When I came to Shipton in 1936 she had already been in her bungalow for some years. I remember that she died in Ballards Close many years later. The night before she died, she remarked to me that she had been an invalid, crippled, housebound, in pain, for 50 years. Such happiness in her life as she had been able to find, must in large measure have been due to Harry Turner. He repaid his debt to the man who had been kind to a poor boy and who probably never gave a second thought to the kindness he had done.

Fifty or sixty years ago the Parish Council planted a red chestnut tree on Shipton Green in memory of Mr John Maddox who for many years farmed Coldstone.

It was growing nicely at the side of the road when it was damaged by a car, and a few years later was struck by lightning. When it was obviously failing and not likely to come to any good it seemed sensible to have it removed, though this left the Green looking strangely bare; and the double seat was placed as Mr Maddox’s memorial, because other trees which were planted did not survive.

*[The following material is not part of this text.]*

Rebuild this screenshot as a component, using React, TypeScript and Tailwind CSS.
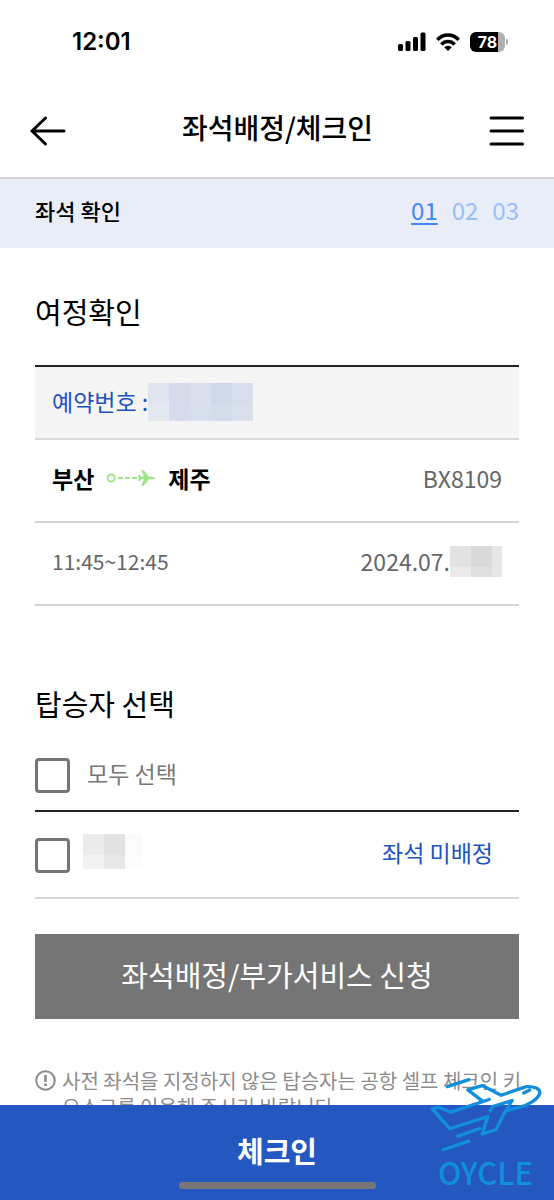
import { useState } from "react"

const STEPS = ["01", "02", "03"]
const PASSENGERS = ["passenger-1"]

function StatusBar() {
  return (
    <div className="flex h-[83px] shrink-0 items-center justify-between pr-[46px] pl-[72px] font-['Inter',sans-serif]">
      <span className="text-2xl font-semibold">12:01</span>
      <div className="flex items-center gap-[10px]">
        <svg width="28" height="19" viewBox="0 0 28 19" aria-hidden="true">
          <rect x="0" y="12" width="5" height="7" rx="1.5" />
          <rect x="7.5" y="9" width="5" height="10" rx="1.5" />
          <rect x="15" y="5" width="5" height="14" rx="1.5" />
          <rect x="22.5" y="0.5" width="5" height="18.5" rx="1.5" />
        </svg>
        <svg width="24" height="18" viewBox="0 0 24 18" fill="none" stroke="#000" strokeWidth="3.6" aria-hidden="true">
          <path d="M1.3 6.9C7.3 0.4 16.7 0.4 22.7 6.9" />
          <path d="M5.4 11.4C9.2 7.6 14.8 7.6 18.6 11.4" />
          <path d="M8.3 14.2C10.5 12.2 13.5 12.2 15.7 14.2L12 18Z" fill="#000" stroke="none" />
        </svg>
        <div className="flex items-center gap-px">
          <div className="flex h-5 w-[35px] items-center justify-center rounded-md bg-linear-to-r from-black from-80% to-[#b0b0b0] to-80% text-base leading-5 font-bold text-white">
            78
          </div>
          <div className="h-1.5 w-0.5 rounded-r bg-[#b0b0b0]" />
        </div>
      </div>
    </div>
  )
}

function Header() {
  return (
    <header className="flex h-[96px] shrink-0 items-center justify-between border-b-2 border-[#d6d6d6] px-[30px] pt-0.5">
      <button type="button" aria-label="뒤로">
        <svg width="36" height="30" viewBox="0 0 36 30" fill="none" stroke="#000" strokeWidth="3" strokeLinecap="round" strokeLinejoin="round">
          <path d="M34 15H2M15.5 2L2 15L15.5 28" />
        </svg>
      </button>
      <h1 className="pb-2 text-[28px] leading-10 font-medium">좌석배정/체크인</h1>
      <button type="button" aria-label="메뉴">
        <svg width="35" height="30" viewBox="0 0 35 30" fill="none" stroke="#000" strokeWidth="3" strokeLinecap="round">
          <path d="M2 2H33.5M2 15H33.5M2 28H33.5" />
        </svg>
      </button>
    </header>
  )
}

// Pixelated block that hides personal data
function Mosaic({ colors, className }: { colors: string[]; className: string }) {
  return (
    <div aria-hidden="true" className={`grid shrink-0 ${className}`}>
      {colors.map((color, i) => (
        <div key={i} className={color} />
      ))}
    </div>
  )
}

function RouteArrow() {
  return (
    <svg width="50" height="20" viewBox="0 0 50 20" fill="none" stroke="#a0e388" strokeWidth="2" aria-hidden="true">
      <circle cx="5.2" cy="9" r="3.6" />
      <path d="M12 9H31" strokeDasharray="5 2" />
      <path
        d="M33 8.1H38.3L35.6 1.5H37.6L42.8 8H46.5Q49 8.2 49 9Q49 9.8 46.5 10H42.8L37.6 16.5H35.6L38.3 9.9H35.4L33.8 11.8H32.2L33.2 9L32.2 6.2H33.8L35.4 8.1Z"
        fill="#a0e388"
        stroke="#a0e388"
        strokeWidth="0.6"
      />
    </svg>
  )
}

function Watermark() {
  return (
    <div className="pointer-events-none absolute right-3 bottom-2 flex w-[113px] flex-col items-center text-[#118edc]">
      <svg width="113" height="77" viewBox="45 45 340 230" fill="none" stroke="currentColor" strokeWidth="10" strokeLinecap="round" strokeLinejoin="round" aria-hidden="true">
        <path d="M100 79L165 58" />
        <path d="M226 118L110 156L75 141L55 146L108 206L222 169L205 222L246 209L274 155L295 121L236 139L229 152" />
        <path d="M205 122L162 89L205 76L262 105L338 79C362 78 380 84 378 99C373 118 342 136 318 141L280 151" />
        <path d="M330 98L348 89" />
        <path d="M132 228L198 205M88 269L165 243" />
      </svg>
      <span className="text-[31px] leading-10 font-medium">OYCLE</span>
    </div>
  )
}

export default function App() {
  const [selected, setSelected] = useState<string[]>([])
  const allSelected = selected.length === PASSENGERS.length

  function toggle(id: string) {
    setSelected((prev) =>
      prev.includes(id) ? prev.filter((p) => p !== id) : [...prev, id]
    )
  }

  const checkbox =
    "size-[35px] shrink-0 appearance-none rounded-[4px] border-3 border-[#757575] bg-white checked:bg-[#2457c0]"

  return (
    <div className="relative flex h-screen flex-col bg-white font-['Noto_Sans_CJK_KR',sans-serif] text-black">
      <StatusBar />
      <Header />

      <main className="min-h-0 flex-1 overflow-y-auto [scrollbar-width:none]">
        <div className="flex h-[69px] items-center justify-between bg-[#e9edf8] px-[35px] pb-2 leading-8">
          <h2 className="text-[22px] font-medium">좌석 확인</h2>
          <ol className="flex gap-[14px] text-2xl leading-8 text-[#99bdf8]">
            {STEPS.map((step, i) => (
              <li
                key={step}
                className={i === 0 ? "text-[#4287f5] underline decoration-2 underline-offset-3" : ""}
              >
                {step}
              </li>
            ))}
          </ol>
        </div>

        <section className="px-[35px] pt-[43px]">
          <h2 className="text-[29px] leading-10">여정확인</h2>
          <div className="mt-[34px] border-t-2 border-[#222]">
            <div className="flex h-[73px] items-center border-b-2 border-[#d8d8d8] bg-[#f5f5f5] px-[17px] pb-0.5 text-[23px] text-[#1d53c0]">
              <span>예약번호 :</span>
              <Mosaic
                className="grid-cols-[repeat(5,21px)] grid-rows-[21px_17px]"
                colors={[
                  "bg-[#e0e5f0]", "bg-[#d4dbeb]", "bg-[#d9e0ec]", "bg-[#d0d9ea]", "bg-[#d7deeb]",
                  "bg-[#e4e8f1]", "bg-[#d6dced]", "bg-[#d8dfec]", "bg-[#d5dcec]", "bg-[#d8e0ec]",
                ]}
              />
            </div>
            <div className="flex h-[83px] items-center justify-between border-b-2 border-[#d4d4d4] px-[17px] pb-1 text-[23px]">
              <div className="flex items-center gap-3 font-bold">
                <span>부산</span>
                <RouteArrow />
                <span>제주</span>
              </div>
              <span className="text-[#666]">BX8109</span>
            </div>
            <div className="flex h-[83px] items-center justify-between border-b-2 border-[#d4d4d4] px-[17px] pb-1 text-[#666]">
              <span className="text-[21px]">11:45~12:45</span>
              <div className="flex items-center text-[23px]">
                <span>2024.07.</span>
                <Mosaic
                  className="grid-cols-[21px_21px_10px] grid-rows-[21px_10px]"
                  colors={[
                    "bg-[#e2e2e2]", "bg-[#d9d9d9]", "bg-[#e6e6e6]",
                    "bg-[#eaeaea]", "bg-[#dfdfdf]", "bg-[#e7e7e7]",
                  ]}
                />
              </div>
            </div>
          </div>
        </section>

        <section className="px-[35px] pt-[77px]">
          <h2 className="text-[29px] leading-10">탑승자 선택</h2>
          <label className="mt-[17px] flex h-[72px] items-center gap-[17px] border-b-2 border-[#222] text-[23px] text-[#777]">
            <input
              type="checkbox"
              className={checkbox}
              checked={allSelected}
              onChange={() => setSelected(allSelected ? [] : PASSENGERS)}
            />
            <span className="pb-1">모두 선택</span>
          </label>
          {PASSENGERS.map((id) => (
            <div key={id} className="flex h-[87px] items-center justify-between border-b-2 border-[#d8d8d8] pr-[26px]">
              <label className="flex items-center gap-[13px] pt-0.5">
                <input
                  type="checkbox"
                  aria-label="탑승자"
                  className={checkbox}
                  checked={selected.includes(id)}
                  onChange={() => toggle(id)}
                />
                <Mosaic
                  className="mb-2 grid-cols-[21px_21px_17px] grid-rows-[21px_14px]"
                  colors={[
                    "bg-[#ebebeb]", "bg-[#e2e2e2]", "bg-[#fbfbfb]",
                    "bg-[#f2f2f2]", "bg-[#e7e7e7]", "bg-[#fcfcfc]",
                  ]}
                />
              </label>
              <span className="pb-1 text-[23px] text-[#1d53c0]">좌석 미배정</span>
            </div>
          ))}

          <button
            type="button"
            className="mt-[35px] h-[85px] w-full bg-[#757575] pb-1 text-[29px] text-white"
          >
            좌석배정/부가서비스 신청
          </button>

          <div className="mt-[49px] flex gap-[6px] text-xl leading-[26px] text-[#8c8c8c]">
            <svg className="mt-0.5 shrink-0" width="21" height="21" viewBox="0 0 21 21" fill="none" stroke="currentColor" strokeWidth="2" aria-hidden="true">
              <circle cx="10.5" cy="10.5" r="9.3" />
              <path d="M10.5 5V12M10.5 13.5V16" strokeWidth="2.6" />
            </svg>
            <p className="-mr-2 break-all">
              사전 좌석을 지정하지 않은 탑승자는 공항 셀프 체크인 키오스크를 이용해 주시기 바랍니다.
            </p>
          </div>
        </section>
      </main>

      <footer className="h-[95px] shrink-0 bg-[#2457c0]">
        <button type="button" className="flex h-full w-full flex-col items-center justify-between pt-[25px] pb-[11px] text-white">
          <span className="text-[29px] leading-10 font-bold">체크인</span>
          <span className="h-[7px] w-[197px] rounded-full bg-[#777]" />
        </button>
      </footer>

      <Watermark />
    </div>
  )
}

Also on the Green were the fountain and horse-trough erected in memory of the group of Shipton people, young and old, who perished when the migrant ship ‘Cospatrick’ caught fire at sea on the night of 17-18 November 1874. When news of the disaster reached England there was national concern and a Fund, of which Queen Victoria was an interested patron, raised a large sum of money. Shipton’s share paid for the memorial. The names of those who perished were added later, and some of their relatives still live in the village.

It seemed proper to mark the centenary of the disaster.  A shapely green beech about 15 ft. high was available and for the two winters previous was prepared for transplanting. It had been raised from a seed gathered and planted the day before its superb parent, which grew just outside the front door of the then Vicarage, was cut down because it had become dangerous. The rings on the trunk showed that it dated back to about 1700 and so it Would have been known to many generations of villagers, including those who were lost when they sought to emigrate.

The planting was performed by the Postmistress, Mrs Kate Wiggins, because she and her sister, Miss Jessie Coombes, had decided that, as she was over 80, she could not continue and must retire. In 1974 our Post Office was the oldest sub-post office in England and had always been conducted by a direct descendant of the village weaver, in whose shop it was started soon after 1840.

The tree ought not to have survived. Fortunately, it was planted early in the winter, which was exceptionally wet, so that the soil settled down around the smallest rootlets. Now it should be safe with its roots in Shipton soil as well as in Shipton history.